OSAMA - had been gaining popularity from 1968 up to 2001 and then drops immediately following 2001. This was an interesting one, because the name had been rising in popularity, probably due to increased immigration to the US from the middle east. But immediately following the 9/11 attacks on the World Trade Center in New York City in 2001, for which Osama Bin Laden claimed credit, the name almost disappears.
SADDAM - first appears in 1990 and then decreases and disappears after 2 more years. This one was also strange, because the Gulf War in which the US fought Saddam Hussein, was fought from 1990 to 1991. The name Saddam never even registered on the radar with the US government data until 1990, with a low but existent popularity score. It is then followed by descreasing yet suprisingly present appearances two years following and then never appears after that. It begs the question, why?

Song Name Names

JOLENE - popularity spikes in 1974, the same year country music legend Dolly Parton released her award winning song of the same name.
RHIANNON - appears in 1974, and popularity spikes by 1976, the same year the award winning song of the same name was released by Stevie Nicks and Fleetwood Mac.
SHARONA - popularity spikes in 1980, one year after the incredibly popular and iconic song, My Sharona, was released.
ADIA - popularity starts to go up around 1995 and hits a high around 1999. The popular song of the same name was released in 1997 by recording artist Sarah McLachlan on her fourth studio album.
FANCY - popularity spikes in the early 1990s. This one is a little different. It was never an incredibly popular name, but there is a verifiable spike in popularity the same year country music legend Reba McEntire released her recording of the song of the same name and quickly hit the top ten. The song was originally written and recorded by Bobbie Gentry in 1969.
BRANDY - popularity spikes around 1973 and continues for about 10 years. This names spike in popularity follows the year the song Brandy (You're a Fine Girl) by The Looking Glass was released. The song was the qunitessential one-hit wonder, as it topped the Billboard Hot 100. But it was the only hit the band ever had and one of only three singles they ever released.
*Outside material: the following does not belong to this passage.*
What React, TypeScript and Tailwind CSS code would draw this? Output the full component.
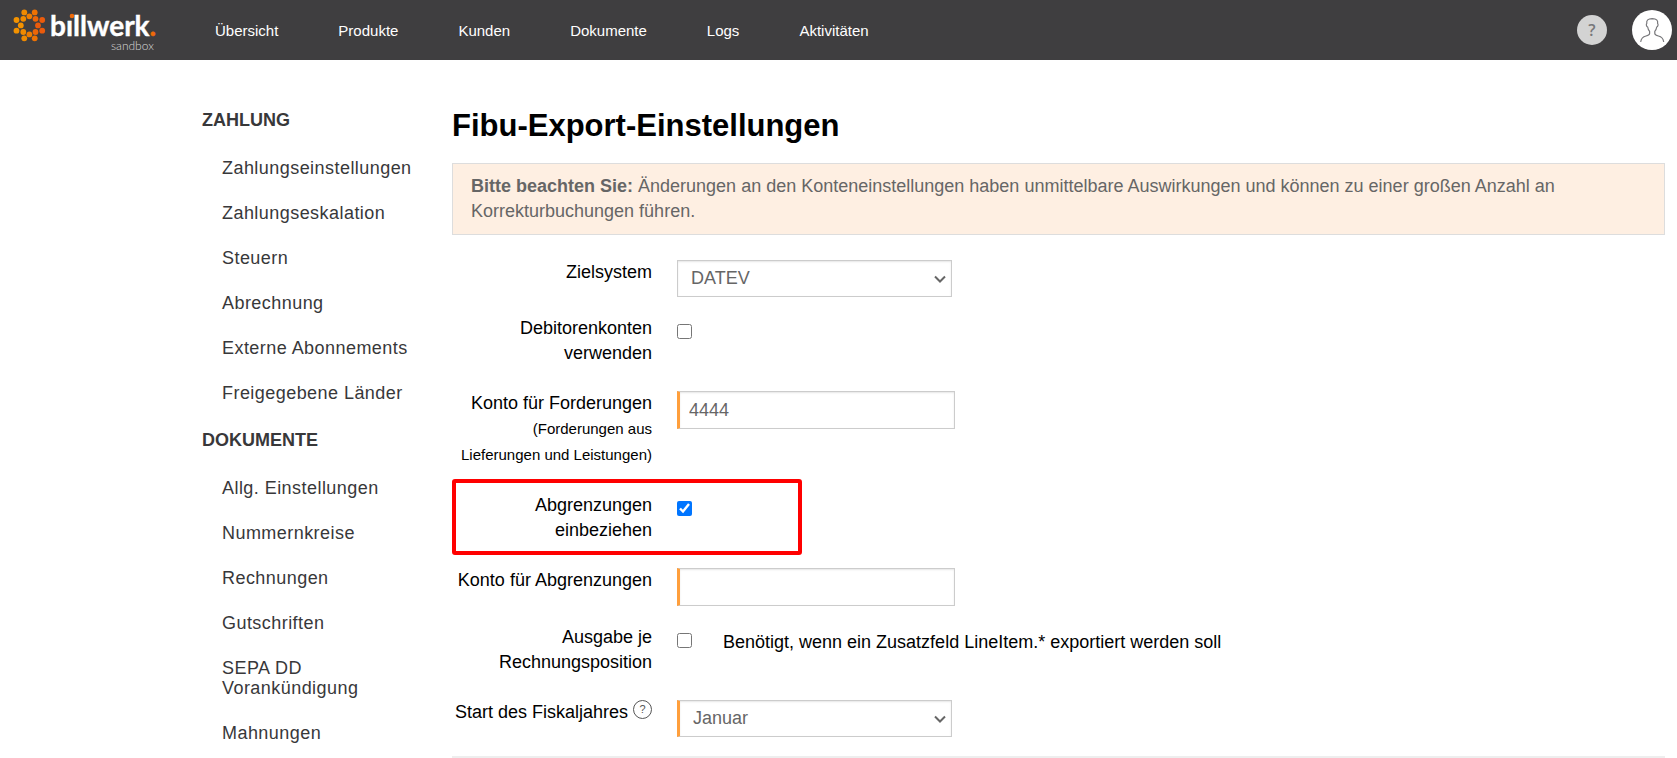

Pop Culture Character Names

HAN - appears in 1967 and starts to spike around the late 1970s. Popularity gains new momentum around 2010. This popularity coincides with the first appearance of the character Han Solo in the Star Wars franchise in 1977. The character reappears in 2015 in The Force Awakens, after 32 years following his last appearance in a Star Wars film.
LUKE - another Star Wars phenomenon, Luke had almost completely died out but made a huge comeback at the beginning of the 1980s and has stayed popular ever since. In spite of other Biblical names remaining fairly popular across the time range, this one stayed pretty low key until the 1980s. This popularity coincides with the first film of the Star Wars trilogy in 1977.
EMMA - was extremely popular at the beginning of the time range, steeply decreasing and staying low in popularity until the mid 1990s and 2000s, when it regained momentum. Many believe this particular renaissance of the beautiful name Emma is due to the 2002-2003 baby character of the same name on the hit show Friends. I personally just think it is a beautiful name and named my own daughter Emma...no connection to Friends whatsoever.
BAMBI - spikes over the mid to late 1950s and through the early 1960s. The Disney film Bambi was released and played in theaters in the years 1947, 1957, 1966, 1975, 1982, and 1988. It looks like the 1957 and 1975 releases could have had an impact on baby names. It is surprising, however, the dip in popularity during the same time as the 1966 release.
BUFFY and JODY - both of these names have significant spikes in the year 1967, which was the year following the premier of the popular television series, Family Affair, in which two of the children characters are named Buffy and Jody. The show ran until 1971, which coincides with continued popularity before a falling off.
BETTY - starts to trend upward in the mid 1910s and hits its peak in 1930, directly coinciding with the popular icon, Betty Boop, a cartoon with 90 theatrical productions between the years 1930 and 1939. Following the curve for the name Betty, one could speculate that Betty Boop possibly caused the decline in the name before completely falling out of popularity, as it had been on an incline and peaked the same year Boop came on the scene.
KATNISS - appears in the year 2012 and peaks in 2014. The popularity of this very strange and new name directly coincides with the film series, The Hunger Games and its very popular main character, Katniss Everdeen
BARBIE - trends upwards slightly in the late 1950s and then peaks around 1960, directly following the first release of the classic American doll, Barbie.
KEN - hits a large peak the early 1960s, directly coinciding with the release of the Ken doll. The name Ken does not enjoy the same trend as the name Barbie and dies off much sooner than his counterpart.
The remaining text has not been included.